-- Recorded information --
===

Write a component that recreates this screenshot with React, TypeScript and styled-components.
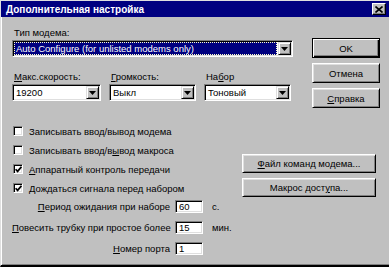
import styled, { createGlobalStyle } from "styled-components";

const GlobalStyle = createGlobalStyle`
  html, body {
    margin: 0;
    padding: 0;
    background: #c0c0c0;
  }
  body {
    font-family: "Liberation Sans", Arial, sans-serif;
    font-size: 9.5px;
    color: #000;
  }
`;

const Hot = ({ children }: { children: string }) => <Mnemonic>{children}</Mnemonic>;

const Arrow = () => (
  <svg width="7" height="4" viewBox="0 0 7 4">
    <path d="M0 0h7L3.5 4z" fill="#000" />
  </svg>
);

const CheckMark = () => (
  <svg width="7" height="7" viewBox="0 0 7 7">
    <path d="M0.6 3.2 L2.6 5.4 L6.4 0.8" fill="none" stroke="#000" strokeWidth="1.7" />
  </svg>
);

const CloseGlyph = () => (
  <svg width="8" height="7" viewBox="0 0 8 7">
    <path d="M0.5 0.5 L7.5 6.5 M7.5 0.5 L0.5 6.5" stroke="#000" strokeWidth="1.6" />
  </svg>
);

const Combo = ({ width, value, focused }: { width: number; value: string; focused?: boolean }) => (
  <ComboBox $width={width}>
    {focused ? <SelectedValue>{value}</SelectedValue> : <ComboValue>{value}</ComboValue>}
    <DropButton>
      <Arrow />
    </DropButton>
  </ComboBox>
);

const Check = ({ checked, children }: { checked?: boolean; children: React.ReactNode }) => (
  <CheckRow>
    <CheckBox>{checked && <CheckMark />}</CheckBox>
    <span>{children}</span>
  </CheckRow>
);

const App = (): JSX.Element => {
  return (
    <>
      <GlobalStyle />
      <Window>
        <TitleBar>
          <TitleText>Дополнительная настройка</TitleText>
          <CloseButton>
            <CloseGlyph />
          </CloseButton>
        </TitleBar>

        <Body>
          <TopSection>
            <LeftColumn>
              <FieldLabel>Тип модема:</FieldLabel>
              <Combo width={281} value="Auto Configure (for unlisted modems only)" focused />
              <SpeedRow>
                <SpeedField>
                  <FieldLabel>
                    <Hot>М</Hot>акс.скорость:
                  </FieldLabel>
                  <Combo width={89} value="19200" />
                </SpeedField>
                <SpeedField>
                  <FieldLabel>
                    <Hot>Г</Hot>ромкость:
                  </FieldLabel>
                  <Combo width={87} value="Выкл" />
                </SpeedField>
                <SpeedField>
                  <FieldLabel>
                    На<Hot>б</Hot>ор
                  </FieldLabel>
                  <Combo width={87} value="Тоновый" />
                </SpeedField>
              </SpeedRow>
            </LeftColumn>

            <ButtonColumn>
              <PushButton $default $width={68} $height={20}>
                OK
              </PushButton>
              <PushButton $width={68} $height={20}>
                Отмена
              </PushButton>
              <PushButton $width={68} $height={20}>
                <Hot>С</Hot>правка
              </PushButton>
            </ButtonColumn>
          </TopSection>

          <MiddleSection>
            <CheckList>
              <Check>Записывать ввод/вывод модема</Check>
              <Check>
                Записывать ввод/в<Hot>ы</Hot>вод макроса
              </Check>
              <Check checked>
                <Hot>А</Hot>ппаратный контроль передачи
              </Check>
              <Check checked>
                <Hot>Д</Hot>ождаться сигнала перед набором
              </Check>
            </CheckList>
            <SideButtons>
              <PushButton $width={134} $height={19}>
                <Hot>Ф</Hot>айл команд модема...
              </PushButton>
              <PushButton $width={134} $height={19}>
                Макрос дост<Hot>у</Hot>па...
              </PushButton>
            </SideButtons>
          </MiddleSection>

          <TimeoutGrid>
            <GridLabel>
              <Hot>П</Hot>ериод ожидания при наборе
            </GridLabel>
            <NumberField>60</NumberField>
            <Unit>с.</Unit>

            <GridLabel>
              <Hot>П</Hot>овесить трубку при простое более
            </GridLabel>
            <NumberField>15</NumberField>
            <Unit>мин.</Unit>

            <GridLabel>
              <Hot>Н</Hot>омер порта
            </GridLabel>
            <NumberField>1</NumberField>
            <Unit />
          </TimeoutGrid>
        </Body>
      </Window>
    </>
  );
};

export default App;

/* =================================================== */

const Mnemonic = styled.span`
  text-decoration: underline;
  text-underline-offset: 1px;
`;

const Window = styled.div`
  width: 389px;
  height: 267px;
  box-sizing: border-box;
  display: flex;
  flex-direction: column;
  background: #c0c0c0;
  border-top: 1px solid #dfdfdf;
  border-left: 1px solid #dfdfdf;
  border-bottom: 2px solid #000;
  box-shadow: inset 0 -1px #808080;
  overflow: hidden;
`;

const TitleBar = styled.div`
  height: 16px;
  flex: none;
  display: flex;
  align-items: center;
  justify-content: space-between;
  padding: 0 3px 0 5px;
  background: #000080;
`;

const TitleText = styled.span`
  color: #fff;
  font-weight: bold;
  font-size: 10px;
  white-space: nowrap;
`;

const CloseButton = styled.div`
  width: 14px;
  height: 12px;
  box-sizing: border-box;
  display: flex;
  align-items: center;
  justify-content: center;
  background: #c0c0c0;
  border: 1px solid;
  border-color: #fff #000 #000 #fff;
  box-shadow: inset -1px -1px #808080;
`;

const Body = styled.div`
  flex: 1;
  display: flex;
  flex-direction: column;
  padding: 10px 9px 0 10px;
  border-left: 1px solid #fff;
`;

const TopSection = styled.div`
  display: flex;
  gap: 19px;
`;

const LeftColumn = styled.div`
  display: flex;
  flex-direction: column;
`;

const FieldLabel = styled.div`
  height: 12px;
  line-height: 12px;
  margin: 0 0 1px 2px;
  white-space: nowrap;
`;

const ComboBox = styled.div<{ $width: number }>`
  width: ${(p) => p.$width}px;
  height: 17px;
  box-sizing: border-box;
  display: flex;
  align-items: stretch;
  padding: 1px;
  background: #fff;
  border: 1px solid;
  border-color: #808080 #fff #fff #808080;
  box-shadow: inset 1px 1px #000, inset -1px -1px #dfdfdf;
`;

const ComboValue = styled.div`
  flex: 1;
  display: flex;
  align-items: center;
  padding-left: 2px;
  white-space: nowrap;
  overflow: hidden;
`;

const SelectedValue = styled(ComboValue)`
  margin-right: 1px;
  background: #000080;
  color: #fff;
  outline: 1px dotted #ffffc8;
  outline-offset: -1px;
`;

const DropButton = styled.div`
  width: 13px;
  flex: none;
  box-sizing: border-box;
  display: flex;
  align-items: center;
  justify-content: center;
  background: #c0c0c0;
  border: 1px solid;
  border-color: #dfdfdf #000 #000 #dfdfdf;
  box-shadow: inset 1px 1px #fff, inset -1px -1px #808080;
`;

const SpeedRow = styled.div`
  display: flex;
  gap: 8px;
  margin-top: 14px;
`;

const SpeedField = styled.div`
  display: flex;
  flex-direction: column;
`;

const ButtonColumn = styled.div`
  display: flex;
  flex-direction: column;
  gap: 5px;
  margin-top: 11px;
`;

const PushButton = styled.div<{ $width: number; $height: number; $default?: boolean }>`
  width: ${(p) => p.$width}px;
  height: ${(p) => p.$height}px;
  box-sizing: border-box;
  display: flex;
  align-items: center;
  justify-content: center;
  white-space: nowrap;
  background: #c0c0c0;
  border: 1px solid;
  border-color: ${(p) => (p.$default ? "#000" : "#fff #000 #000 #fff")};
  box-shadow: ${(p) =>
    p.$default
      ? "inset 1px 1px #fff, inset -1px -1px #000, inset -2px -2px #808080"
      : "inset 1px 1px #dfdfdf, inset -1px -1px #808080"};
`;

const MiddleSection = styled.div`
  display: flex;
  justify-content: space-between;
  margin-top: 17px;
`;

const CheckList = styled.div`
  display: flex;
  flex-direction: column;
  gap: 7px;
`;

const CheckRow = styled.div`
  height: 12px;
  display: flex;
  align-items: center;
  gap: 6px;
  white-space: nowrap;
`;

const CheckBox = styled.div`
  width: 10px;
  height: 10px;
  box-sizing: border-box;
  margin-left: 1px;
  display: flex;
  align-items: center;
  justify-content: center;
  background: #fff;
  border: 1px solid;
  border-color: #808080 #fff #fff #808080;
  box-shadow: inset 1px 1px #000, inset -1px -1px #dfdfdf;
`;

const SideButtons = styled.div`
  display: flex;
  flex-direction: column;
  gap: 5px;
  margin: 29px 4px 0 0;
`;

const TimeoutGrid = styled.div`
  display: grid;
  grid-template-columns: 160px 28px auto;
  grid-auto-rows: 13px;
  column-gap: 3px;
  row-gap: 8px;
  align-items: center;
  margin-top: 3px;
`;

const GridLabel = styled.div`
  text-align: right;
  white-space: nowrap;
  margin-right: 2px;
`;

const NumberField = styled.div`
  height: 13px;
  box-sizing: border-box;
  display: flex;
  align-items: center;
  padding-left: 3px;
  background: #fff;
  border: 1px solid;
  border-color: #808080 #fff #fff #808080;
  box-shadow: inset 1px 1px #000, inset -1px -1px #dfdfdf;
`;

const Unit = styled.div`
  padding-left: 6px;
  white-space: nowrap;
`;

===

-- Stated problem --
Pull out every line in the material above where "React" occurs.

-- Expected output --
Write a component that recreates this screenshot with React, TypeScript and styled-components.
const Check = ({ checked, children }: { checked?: boolean; children: React.ReactNode }) => (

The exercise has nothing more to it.